----- THE RECORDS -----

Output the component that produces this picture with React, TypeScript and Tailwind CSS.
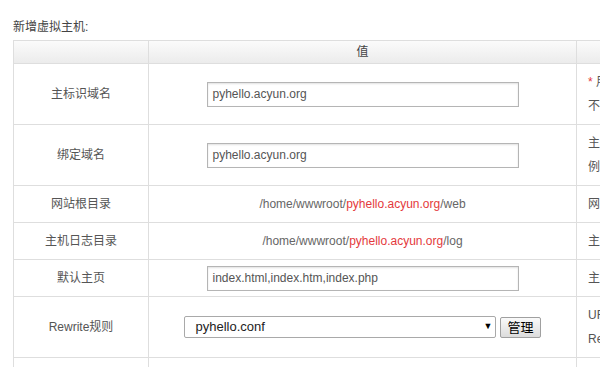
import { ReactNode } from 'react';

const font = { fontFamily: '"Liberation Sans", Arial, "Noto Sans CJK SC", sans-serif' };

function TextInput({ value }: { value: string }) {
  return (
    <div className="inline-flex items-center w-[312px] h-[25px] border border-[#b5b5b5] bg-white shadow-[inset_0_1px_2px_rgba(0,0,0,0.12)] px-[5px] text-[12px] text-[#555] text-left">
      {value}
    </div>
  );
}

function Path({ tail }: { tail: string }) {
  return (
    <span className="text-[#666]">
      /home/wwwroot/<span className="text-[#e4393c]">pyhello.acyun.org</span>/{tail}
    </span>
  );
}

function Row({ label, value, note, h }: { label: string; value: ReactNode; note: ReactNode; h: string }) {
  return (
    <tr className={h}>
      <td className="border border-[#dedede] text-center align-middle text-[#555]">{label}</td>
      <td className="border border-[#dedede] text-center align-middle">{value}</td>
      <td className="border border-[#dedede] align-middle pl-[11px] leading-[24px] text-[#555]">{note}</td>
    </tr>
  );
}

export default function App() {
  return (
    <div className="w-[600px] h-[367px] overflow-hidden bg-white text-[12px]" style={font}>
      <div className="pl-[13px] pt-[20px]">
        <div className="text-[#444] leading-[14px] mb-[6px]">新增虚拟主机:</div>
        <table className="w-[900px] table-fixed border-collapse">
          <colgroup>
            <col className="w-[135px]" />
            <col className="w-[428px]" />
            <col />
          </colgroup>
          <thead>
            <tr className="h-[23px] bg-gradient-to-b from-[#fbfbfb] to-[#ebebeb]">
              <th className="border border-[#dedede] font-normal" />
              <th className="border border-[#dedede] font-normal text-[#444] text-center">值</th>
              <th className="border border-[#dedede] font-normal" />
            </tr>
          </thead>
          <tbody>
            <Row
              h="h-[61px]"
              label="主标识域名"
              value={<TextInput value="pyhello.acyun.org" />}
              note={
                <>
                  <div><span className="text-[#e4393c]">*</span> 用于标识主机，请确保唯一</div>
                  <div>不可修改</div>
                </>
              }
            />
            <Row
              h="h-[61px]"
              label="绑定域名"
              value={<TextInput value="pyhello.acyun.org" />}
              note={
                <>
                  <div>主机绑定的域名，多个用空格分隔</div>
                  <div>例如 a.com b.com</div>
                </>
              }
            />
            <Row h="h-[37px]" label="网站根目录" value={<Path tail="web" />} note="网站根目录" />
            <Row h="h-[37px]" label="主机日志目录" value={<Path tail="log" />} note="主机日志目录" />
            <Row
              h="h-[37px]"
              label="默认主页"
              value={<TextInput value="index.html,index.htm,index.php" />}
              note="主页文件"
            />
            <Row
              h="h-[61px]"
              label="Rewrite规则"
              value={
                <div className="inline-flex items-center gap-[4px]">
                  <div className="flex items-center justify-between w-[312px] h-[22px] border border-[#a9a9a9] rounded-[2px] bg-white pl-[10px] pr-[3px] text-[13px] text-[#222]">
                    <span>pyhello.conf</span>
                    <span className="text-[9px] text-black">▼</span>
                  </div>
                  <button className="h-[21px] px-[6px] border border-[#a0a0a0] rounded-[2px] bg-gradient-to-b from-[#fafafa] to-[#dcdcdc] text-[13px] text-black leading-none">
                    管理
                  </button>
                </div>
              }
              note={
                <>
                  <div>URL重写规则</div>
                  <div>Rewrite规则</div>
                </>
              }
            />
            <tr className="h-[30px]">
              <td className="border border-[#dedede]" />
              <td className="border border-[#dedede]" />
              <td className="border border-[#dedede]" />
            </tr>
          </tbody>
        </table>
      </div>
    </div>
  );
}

-----
----- THE RECORDS -----

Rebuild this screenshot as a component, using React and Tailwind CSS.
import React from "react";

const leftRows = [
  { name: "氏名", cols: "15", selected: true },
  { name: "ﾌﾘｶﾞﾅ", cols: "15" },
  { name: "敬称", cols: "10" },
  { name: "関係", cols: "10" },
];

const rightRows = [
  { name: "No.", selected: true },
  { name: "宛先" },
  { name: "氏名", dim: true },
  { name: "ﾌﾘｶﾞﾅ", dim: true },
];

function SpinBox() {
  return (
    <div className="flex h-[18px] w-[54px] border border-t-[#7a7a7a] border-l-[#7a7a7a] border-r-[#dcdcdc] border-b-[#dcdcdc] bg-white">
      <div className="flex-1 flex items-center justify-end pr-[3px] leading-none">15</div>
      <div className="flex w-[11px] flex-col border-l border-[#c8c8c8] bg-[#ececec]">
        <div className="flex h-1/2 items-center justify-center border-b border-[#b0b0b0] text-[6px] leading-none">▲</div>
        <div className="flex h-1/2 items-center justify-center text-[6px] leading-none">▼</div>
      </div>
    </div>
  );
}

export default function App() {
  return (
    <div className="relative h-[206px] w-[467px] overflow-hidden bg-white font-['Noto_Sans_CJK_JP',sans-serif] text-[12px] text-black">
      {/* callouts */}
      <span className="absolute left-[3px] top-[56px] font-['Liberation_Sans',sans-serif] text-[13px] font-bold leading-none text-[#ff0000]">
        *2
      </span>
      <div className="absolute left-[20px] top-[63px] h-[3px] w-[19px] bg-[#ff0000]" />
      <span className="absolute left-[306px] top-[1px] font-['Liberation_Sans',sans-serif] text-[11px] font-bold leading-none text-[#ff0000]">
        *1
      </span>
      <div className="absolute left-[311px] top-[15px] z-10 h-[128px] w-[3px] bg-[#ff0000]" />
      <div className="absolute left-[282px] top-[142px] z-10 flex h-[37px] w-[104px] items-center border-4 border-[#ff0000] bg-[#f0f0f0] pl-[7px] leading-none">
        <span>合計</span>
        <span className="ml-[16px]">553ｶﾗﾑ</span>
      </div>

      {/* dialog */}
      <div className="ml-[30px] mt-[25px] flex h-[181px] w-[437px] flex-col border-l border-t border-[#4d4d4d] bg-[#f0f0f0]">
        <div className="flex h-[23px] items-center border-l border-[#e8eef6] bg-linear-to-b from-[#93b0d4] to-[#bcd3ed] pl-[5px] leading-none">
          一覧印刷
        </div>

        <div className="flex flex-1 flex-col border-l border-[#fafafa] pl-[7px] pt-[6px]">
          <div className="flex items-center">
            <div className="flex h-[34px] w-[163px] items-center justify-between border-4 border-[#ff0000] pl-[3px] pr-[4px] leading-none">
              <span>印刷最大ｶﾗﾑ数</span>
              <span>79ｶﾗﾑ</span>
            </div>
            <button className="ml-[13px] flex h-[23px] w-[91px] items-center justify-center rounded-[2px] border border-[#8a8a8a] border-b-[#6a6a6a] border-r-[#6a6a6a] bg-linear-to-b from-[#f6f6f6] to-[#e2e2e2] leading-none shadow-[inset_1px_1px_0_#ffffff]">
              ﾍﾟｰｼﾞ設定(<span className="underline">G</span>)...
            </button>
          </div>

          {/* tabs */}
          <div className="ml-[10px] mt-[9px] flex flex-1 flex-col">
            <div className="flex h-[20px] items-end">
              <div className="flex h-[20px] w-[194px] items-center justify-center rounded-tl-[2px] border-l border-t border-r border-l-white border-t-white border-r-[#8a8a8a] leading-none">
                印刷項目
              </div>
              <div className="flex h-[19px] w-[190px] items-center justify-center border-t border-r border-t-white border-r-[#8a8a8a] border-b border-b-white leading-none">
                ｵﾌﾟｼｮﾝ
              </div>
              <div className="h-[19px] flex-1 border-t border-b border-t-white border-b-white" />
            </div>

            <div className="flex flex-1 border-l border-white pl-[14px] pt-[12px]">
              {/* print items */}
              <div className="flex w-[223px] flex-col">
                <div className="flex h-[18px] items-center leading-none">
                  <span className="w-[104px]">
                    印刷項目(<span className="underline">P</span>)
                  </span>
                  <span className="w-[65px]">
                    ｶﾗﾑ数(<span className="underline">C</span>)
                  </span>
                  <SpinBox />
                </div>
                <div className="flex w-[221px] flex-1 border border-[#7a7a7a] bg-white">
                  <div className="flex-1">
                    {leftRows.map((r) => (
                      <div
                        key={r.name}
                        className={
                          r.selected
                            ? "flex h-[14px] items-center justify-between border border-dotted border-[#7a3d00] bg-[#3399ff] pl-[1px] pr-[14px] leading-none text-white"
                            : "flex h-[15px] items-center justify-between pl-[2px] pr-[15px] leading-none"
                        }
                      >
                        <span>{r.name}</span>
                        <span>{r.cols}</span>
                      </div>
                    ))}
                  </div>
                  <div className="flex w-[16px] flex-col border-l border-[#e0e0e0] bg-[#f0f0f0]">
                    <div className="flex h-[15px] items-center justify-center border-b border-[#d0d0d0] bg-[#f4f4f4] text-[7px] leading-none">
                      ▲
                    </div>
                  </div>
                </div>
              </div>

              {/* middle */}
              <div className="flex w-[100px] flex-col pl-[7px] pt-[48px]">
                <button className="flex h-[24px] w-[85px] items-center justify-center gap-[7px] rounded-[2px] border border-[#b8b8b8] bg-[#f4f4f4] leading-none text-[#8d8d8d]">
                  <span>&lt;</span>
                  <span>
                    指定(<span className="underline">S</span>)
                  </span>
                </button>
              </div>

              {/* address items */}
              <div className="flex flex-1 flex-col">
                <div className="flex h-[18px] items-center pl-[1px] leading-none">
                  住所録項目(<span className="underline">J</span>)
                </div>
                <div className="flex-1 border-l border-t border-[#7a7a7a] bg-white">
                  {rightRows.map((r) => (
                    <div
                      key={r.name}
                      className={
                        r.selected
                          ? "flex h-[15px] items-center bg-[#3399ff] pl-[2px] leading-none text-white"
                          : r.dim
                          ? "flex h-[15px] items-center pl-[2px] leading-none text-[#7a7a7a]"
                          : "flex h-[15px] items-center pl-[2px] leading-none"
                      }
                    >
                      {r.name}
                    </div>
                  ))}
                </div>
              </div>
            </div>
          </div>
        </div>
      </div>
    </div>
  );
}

-----

SHORT TASK: Isolate each line of the listing above that includes "this". Copy it.

WRITTEN SOLUTION:
Output the component that produces this picture with React, TypeScript and Tailwind CSS.
Rebuild this screenshot as a component, using React and Tailwind CSS.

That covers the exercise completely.